For buyers, the practical takeaway is to evaluate token economics as a system property. Ask not only what the accelerator can do, but how the runtime schedules work, how memory is managed, how networking is handled, and what operational tooling exists to keep those pieces aligned as workload patterns evolve.
Risks, trade-offs, and what to watch next
The downside of end-to-end optimization is that it can make the stack harder to replace.
When performance depends on coordinated behavior across GPUs, CPUs, networking, memory, and software layers, the system becomes more dependent on a particular vendor’s assumptions and tooling. That creates a familiar trade-off: the deeper the optimization, the higher the potential switching cost. Interoperability may still be possible, but buyers should not assume portability will come for free.

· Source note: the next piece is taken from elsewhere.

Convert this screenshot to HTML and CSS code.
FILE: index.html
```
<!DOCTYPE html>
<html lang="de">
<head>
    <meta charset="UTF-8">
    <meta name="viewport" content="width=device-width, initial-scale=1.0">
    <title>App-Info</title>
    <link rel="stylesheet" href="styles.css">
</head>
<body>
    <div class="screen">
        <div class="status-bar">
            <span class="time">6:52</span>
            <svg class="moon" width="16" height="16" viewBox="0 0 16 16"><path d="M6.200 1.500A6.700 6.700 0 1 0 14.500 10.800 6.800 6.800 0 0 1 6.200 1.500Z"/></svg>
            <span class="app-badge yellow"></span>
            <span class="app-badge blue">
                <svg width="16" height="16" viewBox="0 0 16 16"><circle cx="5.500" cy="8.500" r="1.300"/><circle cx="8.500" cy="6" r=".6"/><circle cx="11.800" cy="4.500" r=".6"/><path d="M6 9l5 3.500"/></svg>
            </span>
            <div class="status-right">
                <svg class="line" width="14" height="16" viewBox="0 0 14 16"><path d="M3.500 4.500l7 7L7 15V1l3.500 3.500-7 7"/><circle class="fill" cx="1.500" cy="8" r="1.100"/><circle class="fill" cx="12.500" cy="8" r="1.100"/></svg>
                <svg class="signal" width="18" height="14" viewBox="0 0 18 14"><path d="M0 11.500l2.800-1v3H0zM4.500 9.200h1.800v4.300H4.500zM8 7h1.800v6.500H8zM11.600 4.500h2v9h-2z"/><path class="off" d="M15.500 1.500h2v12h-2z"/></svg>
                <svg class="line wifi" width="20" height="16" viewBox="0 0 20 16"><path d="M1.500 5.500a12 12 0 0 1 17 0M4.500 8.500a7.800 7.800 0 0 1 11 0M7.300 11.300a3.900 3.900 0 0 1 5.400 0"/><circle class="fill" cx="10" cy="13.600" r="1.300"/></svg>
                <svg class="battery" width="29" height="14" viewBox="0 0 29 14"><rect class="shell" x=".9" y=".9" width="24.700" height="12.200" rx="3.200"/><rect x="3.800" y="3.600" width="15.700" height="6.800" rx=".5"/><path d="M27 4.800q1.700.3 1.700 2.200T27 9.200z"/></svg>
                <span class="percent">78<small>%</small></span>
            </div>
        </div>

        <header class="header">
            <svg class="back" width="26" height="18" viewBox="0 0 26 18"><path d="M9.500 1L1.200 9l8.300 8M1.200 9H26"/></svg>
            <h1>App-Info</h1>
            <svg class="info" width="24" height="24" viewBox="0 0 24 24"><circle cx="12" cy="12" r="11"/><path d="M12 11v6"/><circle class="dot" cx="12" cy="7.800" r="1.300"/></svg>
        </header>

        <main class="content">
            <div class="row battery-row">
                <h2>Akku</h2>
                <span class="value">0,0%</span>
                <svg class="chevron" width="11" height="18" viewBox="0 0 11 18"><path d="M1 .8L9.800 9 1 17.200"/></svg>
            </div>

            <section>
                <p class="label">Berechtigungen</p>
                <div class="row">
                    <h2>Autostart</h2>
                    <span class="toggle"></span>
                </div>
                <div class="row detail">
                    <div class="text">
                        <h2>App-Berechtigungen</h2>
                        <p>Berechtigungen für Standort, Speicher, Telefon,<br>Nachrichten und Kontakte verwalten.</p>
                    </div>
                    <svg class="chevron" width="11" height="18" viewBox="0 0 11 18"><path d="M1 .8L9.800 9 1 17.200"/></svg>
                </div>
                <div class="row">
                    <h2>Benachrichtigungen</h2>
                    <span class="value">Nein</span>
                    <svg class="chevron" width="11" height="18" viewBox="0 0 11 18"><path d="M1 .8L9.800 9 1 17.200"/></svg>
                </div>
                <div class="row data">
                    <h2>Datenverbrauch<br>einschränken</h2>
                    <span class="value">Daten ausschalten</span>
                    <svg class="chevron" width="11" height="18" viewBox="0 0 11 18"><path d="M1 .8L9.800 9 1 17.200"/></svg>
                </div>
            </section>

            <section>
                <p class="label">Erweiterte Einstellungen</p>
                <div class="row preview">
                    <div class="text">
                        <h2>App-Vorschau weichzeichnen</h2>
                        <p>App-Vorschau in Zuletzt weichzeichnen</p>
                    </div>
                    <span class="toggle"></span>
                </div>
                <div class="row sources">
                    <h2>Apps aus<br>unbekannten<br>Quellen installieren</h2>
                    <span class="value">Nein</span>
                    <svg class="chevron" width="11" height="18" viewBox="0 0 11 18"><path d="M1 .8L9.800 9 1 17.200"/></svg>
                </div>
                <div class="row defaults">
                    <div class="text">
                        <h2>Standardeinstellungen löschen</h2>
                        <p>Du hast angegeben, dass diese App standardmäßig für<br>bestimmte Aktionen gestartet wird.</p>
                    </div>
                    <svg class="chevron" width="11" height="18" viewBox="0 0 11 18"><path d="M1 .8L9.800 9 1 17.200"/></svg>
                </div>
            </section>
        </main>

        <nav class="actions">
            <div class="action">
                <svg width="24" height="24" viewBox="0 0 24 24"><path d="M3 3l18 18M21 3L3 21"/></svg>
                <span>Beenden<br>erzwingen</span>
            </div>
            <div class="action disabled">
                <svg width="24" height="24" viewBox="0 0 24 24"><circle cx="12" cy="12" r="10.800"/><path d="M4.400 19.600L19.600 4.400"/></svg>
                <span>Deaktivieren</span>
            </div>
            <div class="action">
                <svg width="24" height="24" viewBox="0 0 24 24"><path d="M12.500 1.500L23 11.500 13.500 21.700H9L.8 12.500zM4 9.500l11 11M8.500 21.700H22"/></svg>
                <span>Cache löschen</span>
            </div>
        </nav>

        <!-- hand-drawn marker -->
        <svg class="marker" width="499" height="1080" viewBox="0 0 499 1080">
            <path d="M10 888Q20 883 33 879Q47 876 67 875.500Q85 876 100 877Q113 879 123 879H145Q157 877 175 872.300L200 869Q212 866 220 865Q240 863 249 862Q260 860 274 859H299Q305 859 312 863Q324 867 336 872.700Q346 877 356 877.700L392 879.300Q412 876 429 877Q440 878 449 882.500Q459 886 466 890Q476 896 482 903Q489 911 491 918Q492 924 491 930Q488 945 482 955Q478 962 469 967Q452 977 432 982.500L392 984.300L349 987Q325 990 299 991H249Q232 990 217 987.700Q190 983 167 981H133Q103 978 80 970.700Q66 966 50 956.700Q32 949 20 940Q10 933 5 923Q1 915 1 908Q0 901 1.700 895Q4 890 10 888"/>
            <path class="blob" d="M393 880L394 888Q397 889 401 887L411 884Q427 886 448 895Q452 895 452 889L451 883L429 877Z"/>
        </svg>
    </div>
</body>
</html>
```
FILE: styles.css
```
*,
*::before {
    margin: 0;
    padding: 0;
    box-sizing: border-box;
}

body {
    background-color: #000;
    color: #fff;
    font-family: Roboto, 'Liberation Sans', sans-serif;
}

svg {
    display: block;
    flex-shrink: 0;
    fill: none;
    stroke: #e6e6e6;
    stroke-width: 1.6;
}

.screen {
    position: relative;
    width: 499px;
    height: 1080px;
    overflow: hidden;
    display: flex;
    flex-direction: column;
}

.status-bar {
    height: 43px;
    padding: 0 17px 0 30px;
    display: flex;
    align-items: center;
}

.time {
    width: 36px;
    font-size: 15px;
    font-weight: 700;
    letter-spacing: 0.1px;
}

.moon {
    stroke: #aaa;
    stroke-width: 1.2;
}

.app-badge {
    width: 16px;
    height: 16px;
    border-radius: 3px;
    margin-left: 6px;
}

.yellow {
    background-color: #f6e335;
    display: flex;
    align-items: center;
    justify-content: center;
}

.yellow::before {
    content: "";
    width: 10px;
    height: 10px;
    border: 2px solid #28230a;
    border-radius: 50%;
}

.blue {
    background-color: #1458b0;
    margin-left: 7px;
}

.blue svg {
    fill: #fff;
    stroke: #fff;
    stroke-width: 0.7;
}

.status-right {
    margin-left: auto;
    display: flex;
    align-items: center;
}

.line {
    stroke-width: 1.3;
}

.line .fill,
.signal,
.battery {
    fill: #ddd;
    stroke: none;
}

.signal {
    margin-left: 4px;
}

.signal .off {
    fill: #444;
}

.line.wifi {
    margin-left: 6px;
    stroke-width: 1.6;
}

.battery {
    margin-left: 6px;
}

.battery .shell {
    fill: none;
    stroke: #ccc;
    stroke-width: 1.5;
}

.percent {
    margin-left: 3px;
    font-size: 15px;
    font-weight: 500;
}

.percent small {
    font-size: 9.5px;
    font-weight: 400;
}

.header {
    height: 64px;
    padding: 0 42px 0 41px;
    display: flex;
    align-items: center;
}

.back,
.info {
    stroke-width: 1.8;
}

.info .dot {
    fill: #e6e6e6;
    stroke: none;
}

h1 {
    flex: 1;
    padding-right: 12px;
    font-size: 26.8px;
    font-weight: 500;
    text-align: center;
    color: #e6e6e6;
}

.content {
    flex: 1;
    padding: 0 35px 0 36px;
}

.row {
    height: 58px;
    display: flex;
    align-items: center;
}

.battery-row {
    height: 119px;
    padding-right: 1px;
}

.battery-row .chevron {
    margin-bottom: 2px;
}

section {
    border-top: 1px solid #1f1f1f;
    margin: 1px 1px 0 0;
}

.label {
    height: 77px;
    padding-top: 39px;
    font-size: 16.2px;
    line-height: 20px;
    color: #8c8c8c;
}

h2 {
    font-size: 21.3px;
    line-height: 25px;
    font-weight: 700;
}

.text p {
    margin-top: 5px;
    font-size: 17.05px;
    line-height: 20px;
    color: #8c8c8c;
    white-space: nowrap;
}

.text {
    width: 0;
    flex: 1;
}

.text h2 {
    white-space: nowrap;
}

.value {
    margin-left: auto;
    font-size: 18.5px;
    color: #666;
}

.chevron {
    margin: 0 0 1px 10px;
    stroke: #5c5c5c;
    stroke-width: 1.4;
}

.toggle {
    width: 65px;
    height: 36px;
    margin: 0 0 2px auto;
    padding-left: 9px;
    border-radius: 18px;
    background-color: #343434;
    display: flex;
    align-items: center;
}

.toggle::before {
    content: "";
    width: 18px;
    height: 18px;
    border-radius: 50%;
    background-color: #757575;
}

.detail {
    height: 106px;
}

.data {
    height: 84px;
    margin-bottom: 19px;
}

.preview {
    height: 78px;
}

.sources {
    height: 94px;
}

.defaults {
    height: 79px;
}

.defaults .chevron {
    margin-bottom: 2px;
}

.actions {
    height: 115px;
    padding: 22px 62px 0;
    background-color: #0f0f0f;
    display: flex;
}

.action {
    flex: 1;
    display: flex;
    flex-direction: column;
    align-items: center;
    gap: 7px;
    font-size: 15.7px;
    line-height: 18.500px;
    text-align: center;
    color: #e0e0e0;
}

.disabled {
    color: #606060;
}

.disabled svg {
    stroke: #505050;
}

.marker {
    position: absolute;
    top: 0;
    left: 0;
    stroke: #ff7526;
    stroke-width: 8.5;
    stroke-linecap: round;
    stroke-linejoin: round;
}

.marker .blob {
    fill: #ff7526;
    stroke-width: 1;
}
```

That means procurement teams need to ask sharper questions. How much of the efficiency gain depends on proprietary orchestration? Which layers can be swapped without losing most of the token-cost benefit? What is the migration path if the software stack or hardware roadmap changes? How well do observability, schedulers, and serving frameworks integrate with the rest of the production environment?
These are not abstract concerns. Inference platforms tend to persist long after the initial model choice changes. Once a team commits to a stack that materially lowers token cost, the incentive to stay grows. That can be rational economically, but it also raises the risk of lock-in at exactly the moment the market is consolidating around stack-centric approaches.
The most important development to watch is whether cross-stack inference optimization becomes a durable competitive advantage or simply the new baseline for production AI. If token cost becomes the organizing metric across the industry, then the contest will not only be about faster chips. It will be about who can turn the full system into a cheaper, more predictable token factory without sacrificing portability and operational control.